FOTODOK is proud to announce Yana Kononova‘s solo exhibition Radiations of War, hosted at Rotterdam’s WORM from 8 May to 15 June 2025. The exhibition opening marks the launch of the artist’s first photobook, co-published by FOTODOK and XYZ Books. Pairing Kononova’s photographs with poetry by Joyelle McSweeney, both the exhibition and the Radiations of War publication have been developed as part of the Creative Europe initiative Intergalactica: Books for Culture Without Borders.
In Kononova’s terms, war does not end when the noise of explosions fades. It lingers, saturating the land and embedding itself in the silence of devastated landscapes. The Radiations of War project traces this persistence through Ukraine—not as a documentary record, but as an encounter with a terrain where disaster continues after impact, turning the land into both witness and archive. When the frontline recedes, the ruins left behind reflect a landscape in transformation, charged with that which has passed through it. Kononova’s images are evidence of this process, revealing how violence settles into the earth—lingering in the weight of absence.
For the artist, the term ‘radiations’ evokes the composite, polluted nature of how war is experienced. It evokes more than the eye perceives: a hum or a tremor that alters our sense of space, that moves through memory, through the body, beyond the body, across generations. Here, war is neither an event nor a singular catastrophe but a process without end, radiating outward and rippling across the land.
Yana Kononova began working on the Radiations of War series in March 2022. She has since stayed and worked in areas formerly occupied by Russian troops, territories affected by active combat or locations that have endured the terror of missile strikes. Employing a medium format camera, Kononova’s work documents war crimes, destroyed civilian infrastructure, the efforts of Ukrainian emergency services, and the bodies of both fallen soldiers and civilian victims.
Opening:
Thursday 8 May, 17:00 – 20:00,
18:30 – Q&A with Yana Kononova & Joyelle McSweeney and the book launch.
Location: S/ash Gallery at WORM, Boomgaardsstraat 71, 3012 BN Rotterdam
Opening hours exhibition:
Every Thursday to Sunday (14:00-19:00), entry is free.
Credits:
Artist: Yana Kononova | Texts: Joyelle McSweeney | Curator: Daria Tuminas | Production: Marta Camagna, FOTODOK and WORM | Graphic Design: Kakkalakki Studio – João Linneu and Fernanda Fajardo | Copy Editor: George H. King | Organisational partner: WORM.
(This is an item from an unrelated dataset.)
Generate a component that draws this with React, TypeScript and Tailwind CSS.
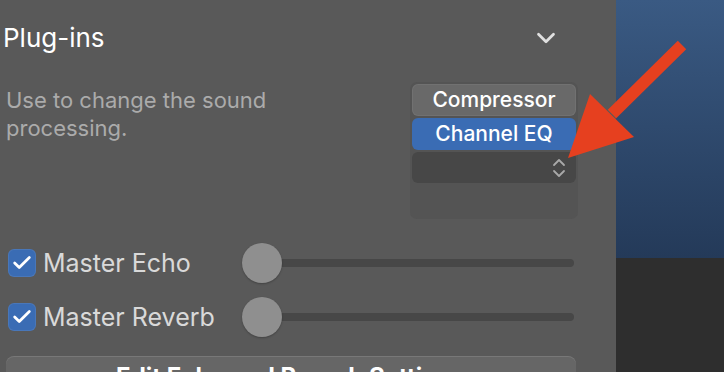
import { Check, ChevronDown } from 'lucide-react';

const font = { fontFamily: 'Inter, "Noto Sans", sans-serif' };

function Checkbox() {
  return (
    <div className="flex h-[28px] w-[28px] items-center justify-center rounded-[6px] bg-[#3a6cb4] shadow-[inset_0_0_0_1px_rgba(255,255,255,0.08)]">
      <Check size={22} strokeWidth={3} color="#ffffff" />
    </div>
  );
}

function SliderRow({ label }: { label: string }) {
  return (
    <div className="flex h-[40px] items-center">
      <div className="ml-[8px] flex w-[234px] items-center gap-[7px]">
        <Checkbox />
        <span className="text-[25px] leading-none text-[#d9d9d9]">{label}</span>
      </div>
      <div className="relative flex h-[40px] w-[332px] items-center">
        <div className="h-[8px] w-full rounded-full bg-[#474747]" />
        <div className="absolute left-0 top-0 h-[40px] w-[40px] rounded-full bg-[#8f8f8f] shadow-[0_1px_2px_rgba(0,0,0,0.25)]" />
      </div>
    </div>
  );
}

function PluginList() {
  return (
    <div className="mr-[38px] mt-[-4px] flex h-[137px] w-[168px] flex-col gap-[2px] rounded-[7px] bg-[#545454] p-[2px]">
      <div className="flex h-[32px] items-center justify-center rounded-[6px] bg-[#696969] text-[21px] font-medium text-white shadow-[inset_0_0_0_1px_rgba(255,255,255,0.06)]">
        Compressor
      </div>
      <div className="flex h-[32px] items-center justify-center rounded-[6px] bg-[#3a6cb4] text-[21px] font-medium text-white">
        Channel EQ
      </div>
      <div className="flex h-[31px] items-center justify-end rounded-[6px] bg-[#474747] pr-[10px]">
        <svg width="14" height="22" viewBox="0 0 14 22" fill="none" stroke="#a9a9a9" strokeWidth="1.8" strokeLinecap="round" strokeLinejoin="round">
          <path d="M2 8 L7 3 L12 8" />
          <path d="M2 14 L7 19 L12 14" />
        </svg>
      </div>
    </div>
  );
}

export default function App() {
  return (
    <div className="relative flex h-[372px] w-[724px] overflow-hidden" style={font}>
      <div className="flex w-[616px] flex-col bg-[#595959]">
        <div className="mt-[22px] flex items-center justify-between">
          <span className="ml-[3px] text-[26px] leading-[32px] text-white">Plug-ins</span>
          <ChevronDown className="mr-[55px]" size={30} strokeWidth={2.2} color="#e0e0e0" />
        </div>
        <div className="mt-[32px] flex items-start justify-between">
          <p className="ml-[6px] w-[300px] text-[22px] leading-[28px] text-[#ababab]">
            Use to change the sound processing.
          </p>
          <PluginList />
        </div>
        <div className="mt-[24px] flex flex-col gap-[14px]">
          <SliderRow label="Master Echo" />
          <SliderRow label="Master Reverb" />
        </div>
        <div className="ml-[6px] mt-[19px] flex h-[40px] w-[570px] justify-center rounded-t-[8px] bg-[#666666] pt-[9px] shadow-[inset_0_1px_0_rgba(255,255,255,0.12)]">
          <span className="text-[24px] font-bold leading-none text-white">Edit Echo and Reverb Settings</span>
        </div>
      </div>
      <div className="flex flex-1 flex-col shadow-[inset_6px_0_8px_-4px_rgba(0,0,0,0.45)]">
        <div className="h-[258px] bg-gradient-to-b from-[#3a5a83] to-[#243a59]" />
        <div className="flex-1 bg-[#2e2e2e]" />
      </div>
      <svg className="absolute left-0 top-0" width="724" height="372" viewBox="0 0 724 372">
        <line x1="682" y1="45" x2="612" y2="114" stroke="#e6401f" strokeWidth="12" strokeLinecap="butt" />
        <polygon points="568,158 590,94 634,137" fill="#e6401f" />
      </svg>
    </div>
  );
}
Financial support: Creative Europe, the City of Utrecht and the Mondriaan Fund.
Bios:
Yana Kononova holds a PhD in Sociology and a graduate diploma in Art & Curatorial Practice from the New Center for Research & Practice. She was born on Pirallahi island in the Caspian Sea, Azerbaijan—a region shaped by oil and gas extraction. During the First Nagorno-Karabakh War, her family emigrated to Ukraine. Centred on “weird ecologies and geographies”, Kononova’s practice involves ecocritical inquiries, treating landscapes as protagonists and engaging with their sensibilities. Through analogue photography, collage, installation and printmaking, she investigates the tactile qualities of images, navigating the threshold between photographic materiality and the act of visual representation. Her work draws on contemporary philosophical approaches from the theory-fiction genre, informing her perspective on landscape. In 2019, Kononova won the Bird in Flight Prize in emerging Photography, and in 2022 was the recipient of the Hariban Award, presented by Benrido. Her works have been widely exhibited in Ukraine and abroad. Nominated by FOTODOK, she has participated in the FUTURES talent network since 2023.
Guggenheim Fellow Joyelle McSweeney is the author of ten books of poetry, drama and prose, a well-known critic, and a vital publisher of international literature in translation. McSweeney’s latest book, Death Styles, appeared from Nightboat Books in Spring 2024; her previous title, Toxicon and Arachne (2020), was called “frightening and brilliant” by Dan Chiasson in the New Yorker and earned her the Shelley Memorial Prize from the Poetry Society of America. McSweeney’s 2014 essay collection, The Necropastoral: Poetry, Media, Occults, is widely regarded as a visionary work of eco-criticism. Her debut poetry volume, The Red Bird, inaugurated the Fence Modern Poets Series in 2001, while her verse play, Dead Youth, or the Leaks, inaugurated the Leslie Scalapino Prize for Innovative Women Performance Artists in 2014. With Carmen Maria Machado, she was the guest editor of Best American Experimental Writing 2020. She lives in South Bend, Indiana and teaches at the University of Notre Dame.